The Scheduled Tribes and Other Traditional Forest Dwellers (Recognition of Forest Rights) Act, 2006, popularly known as the Forest Rights Act (FRA), came with huge promises to reverse the ‘historical injustices’ suffered by tribals. In Uttarakhand, despite having 64% of forest cover, the government feebly distributed the said claims to the beneficiaries under FRA. In an official document it was revealed that in Uttarakhand against the 3574 (individual) and 3091 (community) claims only 144 (individual) and only 1 (community) title was distributed. This distribution of titles counts only 2.8% compared with claims received. The considerable uncertainty regarding implementation of FRA is clearly visible at Raji’s social also.

While documenting the narrations from Raji’s it was revealed that there exists deep unawareness not only among the beneficiaries but also at the concerned officials who are handling the implementation process.
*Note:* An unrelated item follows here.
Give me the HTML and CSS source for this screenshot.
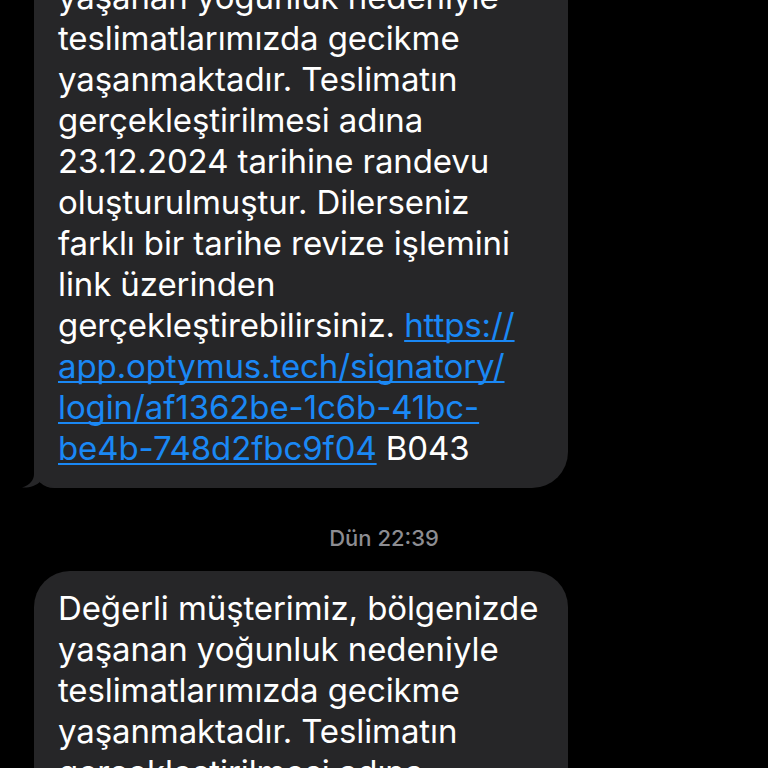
FILE: index.html
```html
<!DOCTYPE html>
<html lang="tr">
<head>
<meta charset="utf-8">
<link rel="stylesheet" href="styles.css">
</head>
<body>
<div class="thread">
  <div class="bubble tail">
    <p class="msg">Değerli müşterimiz, bölgenizde<br>yaşanan yoğunluk nedeniyle<br>teslimatlarımızda gecikme<br>yaşanmaktadır. Teslimatın<br>gerçekleştirilmesi adına<br>23.12.2024 tarihine randevu<br>oluşturulmuştur. Dilerseniz<br>farklı bir tarihe revize işlemini<br>link üzerinden<br>gerçekleştirebilirsiniz. <a class="link">https://<br>app.optymus.tech/signatory/<br>login/af1362be-1c6b-41bc-<br>be4b-748d2fbc9f04</a> B043</p>
    <svg class="tail-svg" width="30" height="26" viewBox="0 0 30 26"><path d="M12 0 L12 12 C12 18 8 23 0 25.5 C7 26 14 24 19 19 C23 22 27 24 30 25 L30 0 Z" fill="#262628"/></svg>
  </div>
  <div class="stamp">Dün 22:39</div>
  <div class="bubble">
    <p class="msg">Değerli müşterimiz, bölgenizde<br>yaşanan yoğunluk nedeniyle<br>teslimatlarımızda gecikme<br>yaşanmaktadır. Teslimatın<br>gerçekleştirilmesi adına<br>23.12.2024 tarihine randevu</p>
  </div>
</div>
</body>
</html>
```
FILE: styles.css
```css
html, body {
  margin: 0;
  padding: 0;
  background: #000;
  overflow: hidden;
}
body {
  width: 768px;
  height: 768px;
  font-family: Inter, "Noto Sans", "Liberation Sans", sans-serif;
}
.thread {
  margin-top: -81px;
  padding-left: 34px;
  display: flex;
  flex-direction: column;
  align-items: flex-start;
}
.bubble {
  position: relative;
  width: 534px;
  box-sizing: border-box;
  background: #262628;
  border-radius: 36px;
  padding: 17px 20px 19px 24px;
}
.bubble.tail {
  border-bottom-left-radius: 20px;
}
.tail-svg {
  position: absolute;
  left: -12px;
  bottom: 0;
}
.msg {
  margin: 0;
  color: #fff;
  font-size: 33px;
  line-height: 41px;
  white-space: nowrap;
  letter-spacing: -0.1px;
}
.link {
  color: #1a88f5;
  text-decoration: underline;
  text-decoration-thickness: 2px;
  text-underline-offset: 3px;
  text-decoration-skip-ink: none;
}
.stamp {
  align-self: stretch;
  margin-left: -34px;
  text-align: center;
  color: #8d8d92;
  font-size: 22px;
  font-weight: 500;
  line-height: 26px;
  padding: 37px 0 20px 0;
}
```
Raji’s lack of basic understanding on FRA and addendum to this the indifferent approach of forest department further distanced them from their sanctioned benefit.
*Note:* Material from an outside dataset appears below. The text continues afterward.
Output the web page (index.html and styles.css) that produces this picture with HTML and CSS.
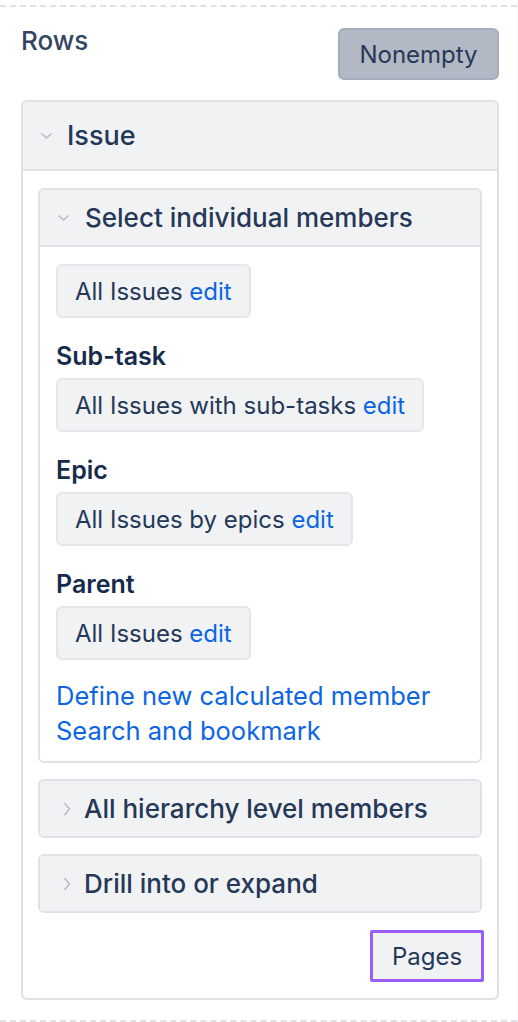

FRA’s judicious implementation still remains a distant reality in Raji’s social as of now. The insufficient deposition of documents has often been cited as reason for the poor implementation of the act, similarly Raji’s also have serious documentation concerns. Many have their tribal certificates, but either it is not updated or in a very bad state. More to this Raji’s had a perennial habit of shifting their habitation (not majorly but within the village only) thus lacking a document for their ‘historical’ habitation.
It’s more than a decade since the FRA came into existence, and Raji’s like other indigenous communities still await their natural ‘authority’ over their native ‘cultural landscapes.’ It was expected that their alienation would be abridged by FRA, but the structural lacunas and unempathetic discourses heavily daunted the ‘cohesive existence’ of tribal. Raji’s with their latched marginalities [spatial and temporal] remains someone for whom policies/ development approach reaches with delay for which they are compelled to wait.

(Author: Bhawesh Pant is a research scholar at TISS, Mumbai.)